Islander Scott Durkee has experienced that challenge. Durkee and his business partner applied to start an outdoor marijuana grow, leased a piece of property and were ready earlier this year to start growing pot as Buds of Vashon. But when the state didn’t process their application by last spring, in time for the outdoor growing season, their new business had to be put on hold for a year.

Recently, they moved forward with the LCB, Durkee said, and as long as they have a final inspection by this spring, Buds of Vashon should have a license in hand in time to plant in April.

“I think they really flubbed the whole process,” Durkee said. “On the other hand, its hard to complain when we live in one of the two states that are open minded and liberal enough to (legalize) recreational marijuana for adults.”

At Vashon Velvet, Reid said she’s gotten mostly positive reactions from the few people she’s told about her new business venture. Some of Vashon Velvet’s neighbors, however, have complained about the operation and expressed concern that it might attract crime or affect their property values.

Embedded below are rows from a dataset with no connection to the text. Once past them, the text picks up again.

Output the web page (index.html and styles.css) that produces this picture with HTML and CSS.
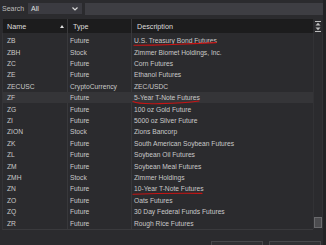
FILE: index.html
```html
<!DOCTYPE html>
<html lang="en">
<head>
  <meta charset="UTF-8" />
  <title>Symbol Search</title>
  <link rel="stylesheet" href="styles.css">
</head>
<body>
  <div class="window">
    <div class="toolbar">
      <span class="search-label">Search</span>
      <div class="select">
        <span>All</span>
        <svg class="chev" width="6" height="4" viewBox="0 0 6 4"><path d="M0.5 0.5 L3 3 L5.5 0.5" fill="none" stroke="#d8d8d8" stroke-width="1.2"/></svg>
      </div>
      <div class="search-input"></div>
    </div>

    <div class="main">
      <div class="table">
        <div class="thead">
          <div class="th th-name">Name <span class="sort-up"></span></div>
          <div class="th">Type</div>
          <div class="th">Description</div>
        </div>
        <div class="tbody">
          <div class="tr"><div>ZB</div><div>Future</div><div>U.S. Treasury Bond Futures</div></div>
          <div class="tr"><div>ZBH</div><div>Stock</div><div>Zimmer Biomet Holdings, Inc.</div></div>
          <div class="tr"><div>ZC</div><div>Future</div><div>Corn Futures</div></div>
          <div class="tr"><div>ZE</div><div>Future</div><div>Ethanol Futures</div></div>
          <div class="tr"><div>ZECUSC</div><div>CryptoCurrency</div><div>ZEC/USDC</div></div>
          <div class="tr selected"><div>ZF</div><div>Future</div><div>5-Year T-Note Futures</div></div>
          <div class="tr"><div>ZG</div><div>Future</div><div>100 oz Gold Future</div></div>
          <div class="tr"><div>ZI</div><div>Future</div><div>5000 oz Silver Future</div></div>
          <div class="tr"><div>ZION</div><div>Stock</div><div>Zions Bancorp</div></div>
          <div class="tr"><div>ZK</div><div>Future</div><div>South American Soybean Futures</div></div>
          <div class="tr"><div>ZL</div><div>Future</div><div>Soybean Oil Futures</div></div>
          <div class="tr"><div>ZM</div><div>Future</div><div>Soybean Meal Futures</div></div>
          <div class="tr"><div>ZMH</div><div>Stock</div><div>Zimmer Holdings</div></div>
          <div class="tr"><div>ZN</div><div>Future</div><div>10-Year T-Note Futures</div></div>
          <div class="tr"><div>ZO</div><div>Future</div><div>Oats Futures</div></div>
          <div class="tr"><div>ZQ</div><div>Future</div><div>30 Day Federal Funds Futures</div></div>
          <div class="tr"><div>ZR</div><div>Future</div><div>Rough Rice Futures</div></div>
        </div>
      </div>
      <div class="scrollbar">
        <div class="scroll-btns">
          <svg width="6" height="5" viewBox="0 0 6 5"><rect x="0" y="0" width="6" height="1" fill="#bdbdbd"/><path d="M0.5 4.5 L3 1.8 L5.5 4.5 Z" fill="#bdbdbd"/></svg>
          <svg width="6" height="5" viewBox="0 0 6 5"><path d="M0.5 0.5 L3 3.2 L5.5 0.5 Z" fill="#bdbdbd"/><rect x="0" y="4" width="6" height="1" fill="#bdbdbd"/></svg>
        </div>
        <div class="track">
          <div class="thumb"></div>
        </div>
      </div>
    </div>

    <div class="footer">
      <div class="btn"></div>
      <div class="btn"></div>
    </div>
  </div>
  <div class="edge"></div>

  <!-- hand drawn marks over the descriptions -->
  <svg class="marks" width="326" height="245" viewBox="0 0 326 245">
    <path d="M134 45.3 Q170 45 216 42.6" fill="none" stroke="#c81414" stroke-width="1.1" stroke-linecap="round"/>
    <path d="M133 101.6 Q139 104.4 160 103.6 Q185 103 199 101" fill="none" stroke="#c81414" stroke-width="1.1" stroke-linecap="round"/>
    <path d="M133 194.3 Q165 193 202 193.4" fill="none" stroke="#c81414" stroke-width="1.1" stroke-linecap="round"/>
  </svg>
</body>
</html>
```

FILE: styles.css
```css
body {
  margin: 0;
  background: #2b2b2e;
  font-family: "Liberation Sans", Arial, sans-serif;
  font-size: 6.7px;
  color: #c9c9c9;
  width: 326px;
  height: 245px;
  overflow: hidden;
  position: relative;
}
.window {
  width: 323px;
}
.toolbar {
  height: 19px;
  display: flex;
  align-items: center;
  padding-left: 2px;
}
.search-label {
  width: 26px;
  font-size: 7px;
  color: #bdbdbd;
  margin-top: -2px;
}
.select {
  width: 54px;
  height: 11px;
  margin-top: -2px;
  background: #3b3b41;
  display: flex;
  align-items: center;
  justify-content: space-between;
  padding: 0 3px;
  box-sizing: border-box;
  color: #e0e0e0;
  font-size: 7px;
}
.chev {
  margin-right: 1px;
}
.search-input {
  flex: 1;
  height: 12px;
  margin: -2px 0 0 3px;
  background: #3e3e43;
}
.main {
  display: flex;
  padding-left: 3px;
}
.table {
  width: 310px;
}
.thead {
  height: 14px;
  background: #1c1c1d;
  display: grid;
  grid-template-columns: 64px 64px 1fr;
  font-size: 7.2px;
  color: #dcdcdc;
}
.th {
  display: flex;
  align-items: center;
  padding-left: 5px;
  border-left: 1px solid #38383a;
}
.th:first-child {
  border-left: none;
  padding-left: 4px;
}
.th-name {
  justify-content: space-between;
  padding-right: 3px;
}
.sort-up {
  width: 0;
  height: 0;
  border-left: 2.5px solid transparent;
  border-right: 2.5px solid transparent;
  border-bottom: 3px solid #e0e0e0;
}
.tbody {
  padding-top: 2px;
  border-bottom: 1px solid #3a3a3d;
  border-left: 1px solid #343437;
  margin-left: -1px;
  background:
    linear-gradient(#38383b, #38383b) 64px 0 / 1px 100% no-repeat,
    linear-gradient(#38383b, #38383b) 128px 0 / 1px 100% no-repeat;
}
.tr {
  height: 11.42px;
  display: grid;
  grid-template-columns: 64px 64px 1fr;
  align-items: center;
}
.tr div {
  padding-left: 3px;
  white-space: nowrap;
}
.tr div:first-child {
  padding-left: 4px;
}
.tr.selected {
  background: #353538;
}
.scrollbar {
  width: 10px;
}
.scroll-btns {
  height: 14px;
  display: flex;
  flex-direction: column;
  align-items: center;
  justify-content: space-around;
  padding: 1px 0;
  box-sizing: border-box;
}
.track {
  height: 196px;
  border-left: 1px solid #323235;
  border-right: 1px solid #323235;
  display: flex;
  flex-direction: column;
  justify-content: flex-end;
  padding-bottom: 1px;
  box-sizing: border-box;
}
.thumb {
  height: 11px;
  margin: 0 0 0 0;
  background: #4c4c4f;
  border: 1px solid #6a6a6d;
  box-sizing: border-box;
}
.footer {
  display: flex;
  gap: 6px;
  justify-content: flex-end;
  padding: 11px 2px 0 0;
}
.btn {
  width: 52px;
  height: 12px;
  background: #303033;
  border: 1px solid #48484b;
  box-sizing: border-box;
}
.edge {
  position: absolute;
  top: 0;
  right: 0;
  width: 3px;
  height: 245px;
  background: #222224;
}
.marks {
  position: absolute;
  top: 0;
  left: 0;
  pointer-events: none;
}
```
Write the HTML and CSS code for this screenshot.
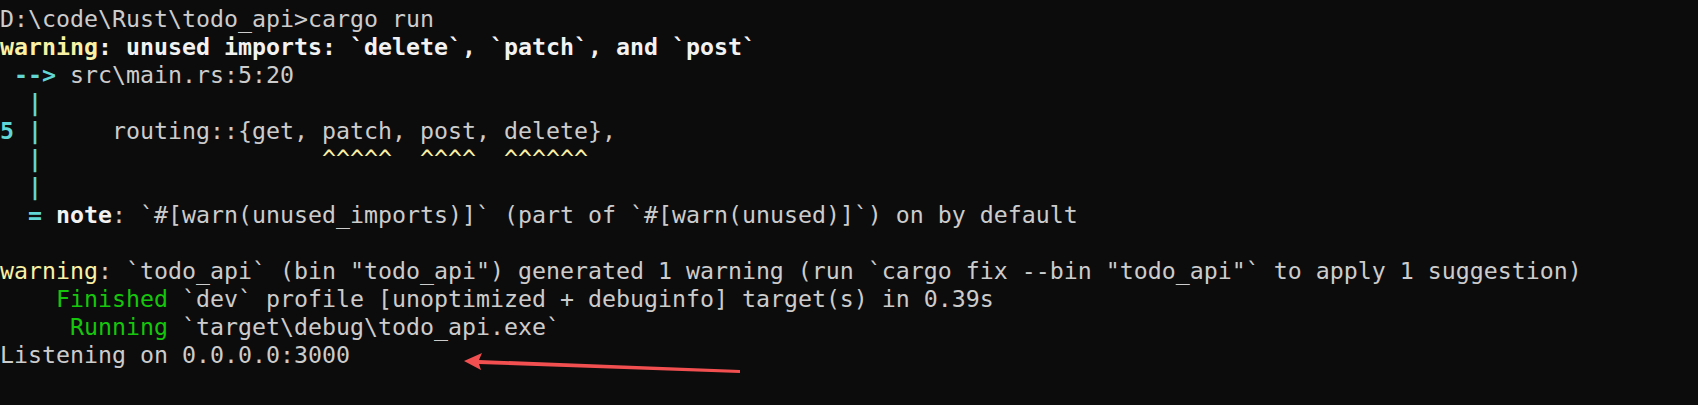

Reid emphasized that marijuana won’t be sold out of their barn and won’t even be available on Vashon, since the island does not have a retail marijuana shop. She said she hopes islanders will think of the business as akin to a winery.

“I hope they realize we aren’t here to cause any trouble,” she said.

There are now more than 250 licensed marijuana grows across the state, and more than 80 stores approved to sell their products. Reid said that many of the large, outdoor grows in Eastern Washington sold their product after it was harvested in October, and she hopes there will now be more room on the shelves for Vashon Velvet, which will offer several different varieties of marijuana, with names like Laughing Buddha, Acapulco Gold and Vashon Purple. She was unsure when the business will be able to turn a profit — especially with the high taxes it will pay — but said the investors are eager to start selling.

“It’s a business,” she said. “It’s fun, but it’s a business, and that’s what we’re here for.”